--- What you will do ---
Leaving out the pictures, retype the lines from the beginning of the listing through the line containing "const [active, setActive]".

--- Raw data ---

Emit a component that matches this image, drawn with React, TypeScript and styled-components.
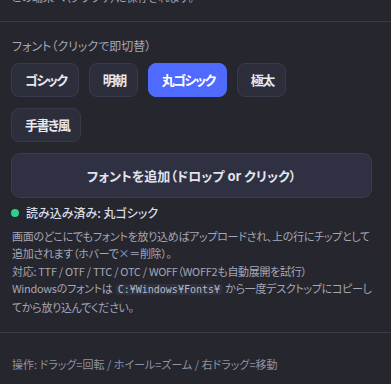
import * as React from 'react';
import styled, { createGlobalStyle } from 'styled-components';

const GlobalStyle = createGlobalStyle`
  html, body {
    margin: 0;
    padding: 0;
    background: #26262f;
    overflow: hidden;
  }
  body {
    font-family: "Noto Sans CJK JP", "Noto Sans", sans-serif;
    font-feature-settings: "palt";
    color: #d4d6e0;
  }
`;

const fonts = ['ゴシック', '明朝', '丸ゴシック', '極太', '手書き風'];

export default function App() {
  const [active, setActive] = React.useState('丸ゴシック');

  return (
    <Panel>
      <GlobalStyle />
      <TopSection>
        <Note>この端末へ（ブラウザ）に保存されます。</Note>
      </TopSection>
      <Divider />
      <FontSection>
        <Label>フォント（クリックで即切替）</Label>
        <Chips>
          {fonts.map(name => (
            <Chip key={name} active={name === active} onClick={() => setActive(name)}>
              {name}
            </Chip>
          ))}
        </Chips>
        <AddButton>フォントを追加（ドロップ or クリック）</AddButton>
        <Status>
          <Dot />
          読み込み済み: {active}
        </Status>
        <Help>
          画面のどこにでもフォントを放り込めばアップロードされ、上の行にチップとして追加されます（ホバーで×＝削除）。
          <br />
          対応: TTF / OTF / TTC / OTC / WOFF（WOFF2も自動展開を試行）
          <br />
          Windowsのフォントは <Code>C:¥Windows¥Fonts¥</Code> から一度デスクトップに<Keep>コピーし</Keep>てから放り込んでください。
        </Help>
      </FontSection>
      <Divider />
      <Footer>操作: ドラッグ=回転 / ホイール=ズーム / 右ドラッグ=移動</Footer>
    </Panel>
  );
}

const Panel = styled.div`
  width: 391px;
  height: 384px;
  overflow: hidden;
`;

const TopSection = styled.div`
  margin-top: -11px;
  padding: 0 19px 14px 12px;
`;

const Note = styled.div`
  font-size: 11px;
  line-height: 17.6px;
  color: #a4a7b5;
`;

const Divider = styled.div`
  height: 1px;
  background: #3a3b47;
`;

const FontSection = styled.div`
  padding: 15px 19px 15px 11px;
`;

const Label = styled.div`
  font-size: 12px;
  line-height: 18px;
  color: #a4a7b5;
  padding-left: 1px;
`;

const Chips = styled.div`
  display: flex;
  flex-wrap: wrap;
  gap: 11px 10px;
  margin-top: 8px;
  padding-right: 24px;
`;

const Chip = styled.button<{ active?: boolean }>`
  font-family: inherit;
  font-feature-settings: "palt";
  font-size: 13px;
  font-weight: 700;
  line-height: 16px;
  letter-spacing: -1.5px;
  padding: 8px 11px 8px 13px;
  border-radius: 8px;
  border: 1px solid ${p => (p.active ? '#4f6bff' : '#383a4a')};
  background: ${p => (p.active ? '#4f6bff' : '#2d2e3b')};
  color: ${p => (p.active ? '#ffffff' : '#e6e8f0')};
  cursor: pointer;
`;

const AddButton = styled.button`
  display: block;
  width: 100%;
  margin-top: 11px;
  height: 45px;
  font-family: inherit;
  font-feature-settings: "palt";
  font-size: 13px;
  font-weight: 700;
  color: #e2e4ee;
  background: #2f3041;
  border: 1px solid #3b3d4f;
  border-radius: 9px;
  cursor: pointer;
`;

const Status = styled.div`
  display: flex;
  align-items: center;
  gap: 7px;
  margin-top: 6px;
  font-size: 12px;
  line-height: 18px;
  font-weight: 500;
  color: #d8dae4;
`;

const Dot = styled.span`
  width: 8px;
  height: 8px;
  border-radius: 50%;
  background: #2fcf8c;
  flex-shrink: 0;
`;

const Help = styled.p`
  margin: 6px -6px 0 0;
  padding-left: 1px;
  font-size: 11px;
  line-height: 17.6px;
  letter-spacing: -0.3px;
  color: #a4a7b5;
`;

const Keep = styled.span`
  white-space: nowrap;
`;

const Code = styled.code`
  font-family: "DejaVu Sans Mono", "Liberation Mono", monospace;
  font-size: 10px;
  letter-spacing: 0;
  padding: 0 2px;
  margin: 0 1px;
  border-radius: 3px;
  background: #30313d;
  color: #b8bbc8;
`;

const Footer = styled.div`
  padding: 22px 12px 0;
  font-size: 11px;
  line-height: 18px;
  color: #8f93a2;
`;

--- Result of this task ---
Emit a component that matches this image, drawn with React, TypeScript and styled-components.
import * as React from 'react';
import styled, { createGlobalStyle } from 'styled-components';

const GlobalStyle = createGlobalStyle`
  html, body {
    margin: 0;
    padding: 0;
    background: #26262f;
    overflow: hidden;
  }
  body {
    font-family: "Noto Sans CJK JP", "Noto Sans", sans-serif;
    font-feature-settings: "palt";
    color: #d4d6e0;
  }
`;

const fonts = ['ゴシック', '明朝', '丸ゴシック', '極太', '手書き風'];

export default function App() {
  const [active, setActive] = React.useState('丸ゴシック');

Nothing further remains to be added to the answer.